The big problem is that the cost is somewhat out of Stein’s control. Each state will bill the campaign for the “pro-rated salaries and benefits” of its county and state officials working on the recount.
To add to the cost and just plain drive the Green team crazy, the Wisconsin Election Board announced on Monday that each separate county elections clerk will decide if any given county will even let the Green volunteers directly view the ballots. Fitrakis and partners will have to get a court order to get into each county. How does one recount ballots without seeing them?
Hillary Joins the Fray
What will the Clinton camp add to the recount? “Lawyers,” said Fitrakis, though he’s yet to see them. The Clinton campaign is apparently helping find one voter in each Pennsylvania county, as one is required in each jurisdiction to file for a recount of that state.

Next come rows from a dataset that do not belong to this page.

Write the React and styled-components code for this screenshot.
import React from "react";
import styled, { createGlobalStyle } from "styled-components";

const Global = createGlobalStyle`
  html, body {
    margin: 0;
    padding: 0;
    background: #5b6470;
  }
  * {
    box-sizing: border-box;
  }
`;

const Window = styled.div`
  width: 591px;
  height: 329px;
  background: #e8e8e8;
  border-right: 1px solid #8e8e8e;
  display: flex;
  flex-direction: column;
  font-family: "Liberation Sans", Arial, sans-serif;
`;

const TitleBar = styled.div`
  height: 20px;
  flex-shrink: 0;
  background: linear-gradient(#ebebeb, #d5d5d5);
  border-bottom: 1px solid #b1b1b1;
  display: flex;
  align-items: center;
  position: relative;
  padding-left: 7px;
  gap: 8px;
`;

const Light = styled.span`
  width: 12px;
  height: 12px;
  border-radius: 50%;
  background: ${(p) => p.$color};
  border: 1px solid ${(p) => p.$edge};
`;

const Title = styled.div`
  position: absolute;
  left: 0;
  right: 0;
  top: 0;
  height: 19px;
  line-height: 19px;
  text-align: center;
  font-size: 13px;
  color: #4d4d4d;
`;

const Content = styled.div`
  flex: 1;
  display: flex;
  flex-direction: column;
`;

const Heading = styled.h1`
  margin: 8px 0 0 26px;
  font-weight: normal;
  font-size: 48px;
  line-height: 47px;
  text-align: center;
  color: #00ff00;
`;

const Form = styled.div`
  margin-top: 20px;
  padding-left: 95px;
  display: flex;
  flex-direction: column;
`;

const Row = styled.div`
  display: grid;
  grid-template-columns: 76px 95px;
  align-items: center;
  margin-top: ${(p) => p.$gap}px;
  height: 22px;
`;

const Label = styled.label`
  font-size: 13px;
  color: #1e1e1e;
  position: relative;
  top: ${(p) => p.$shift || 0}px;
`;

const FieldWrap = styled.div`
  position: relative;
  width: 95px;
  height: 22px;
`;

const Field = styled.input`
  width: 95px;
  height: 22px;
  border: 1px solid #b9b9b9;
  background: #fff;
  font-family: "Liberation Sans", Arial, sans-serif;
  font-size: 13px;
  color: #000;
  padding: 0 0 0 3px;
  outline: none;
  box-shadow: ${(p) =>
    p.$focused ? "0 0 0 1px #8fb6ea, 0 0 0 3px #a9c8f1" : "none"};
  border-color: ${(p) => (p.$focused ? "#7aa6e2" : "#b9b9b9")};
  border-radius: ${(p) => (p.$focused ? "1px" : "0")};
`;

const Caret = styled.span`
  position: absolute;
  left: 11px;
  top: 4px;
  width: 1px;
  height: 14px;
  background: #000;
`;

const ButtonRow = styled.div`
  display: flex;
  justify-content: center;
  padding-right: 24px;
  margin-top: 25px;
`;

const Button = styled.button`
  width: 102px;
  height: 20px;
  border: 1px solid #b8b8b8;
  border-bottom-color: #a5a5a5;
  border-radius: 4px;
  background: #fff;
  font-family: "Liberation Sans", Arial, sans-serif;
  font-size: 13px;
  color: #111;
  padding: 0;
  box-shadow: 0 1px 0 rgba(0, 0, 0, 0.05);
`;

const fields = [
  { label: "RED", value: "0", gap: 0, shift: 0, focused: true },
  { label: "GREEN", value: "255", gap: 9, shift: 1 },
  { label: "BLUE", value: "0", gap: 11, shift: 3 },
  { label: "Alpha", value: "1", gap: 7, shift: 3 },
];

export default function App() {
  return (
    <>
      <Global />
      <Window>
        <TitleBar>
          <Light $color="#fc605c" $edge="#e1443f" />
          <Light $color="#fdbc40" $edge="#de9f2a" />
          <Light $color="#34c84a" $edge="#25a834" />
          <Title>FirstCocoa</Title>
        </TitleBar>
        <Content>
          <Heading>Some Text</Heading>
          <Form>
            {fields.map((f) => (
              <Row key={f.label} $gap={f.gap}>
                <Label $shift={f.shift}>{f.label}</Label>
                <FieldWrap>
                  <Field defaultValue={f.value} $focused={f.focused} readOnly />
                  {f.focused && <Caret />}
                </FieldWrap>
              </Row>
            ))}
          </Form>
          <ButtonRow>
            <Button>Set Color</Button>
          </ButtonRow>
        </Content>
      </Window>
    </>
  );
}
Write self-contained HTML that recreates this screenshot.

And What About That Hack Job?
Fitrakis is not looking for Russkies in the computer code. He says, “We’re more concerned with the private companies that control the keys to the kingdom — to match what’s on paper to the official count.” The “keys” are the little machines, memory cards and other electronic gewgaws that are used to suck the data from the voting machine — which are carried off to another state for tabulation by a private contractor. Will these tabulations at each step match what the volunteers find in the on-the-ground recount?
One problem is that the tabulation software is “proprietary.” A private company owns the code to the count — and its leaders will fight fiercely, with GOP help, to keep the ballot-counting code their commercial secret.
“Push and Pray” Pennsylvania
In the end, the single biggest impediment to a full and fair recount is that 70 percent of Pennsylvania voters used what are called “Push and Pray” voting machines — Direct Recording Electronic touch-screens. Push the screen next to your choice and pray it gets recorded. Pennsylvania is one of the only states that has yet to require some form of voter-verified paper audit trail that creates an ATM-style receipt.
Therefore, the Keystone State recount will have to rely on hopes of access to the code, statistical comparisons to counties that used paper ballots — and prayer.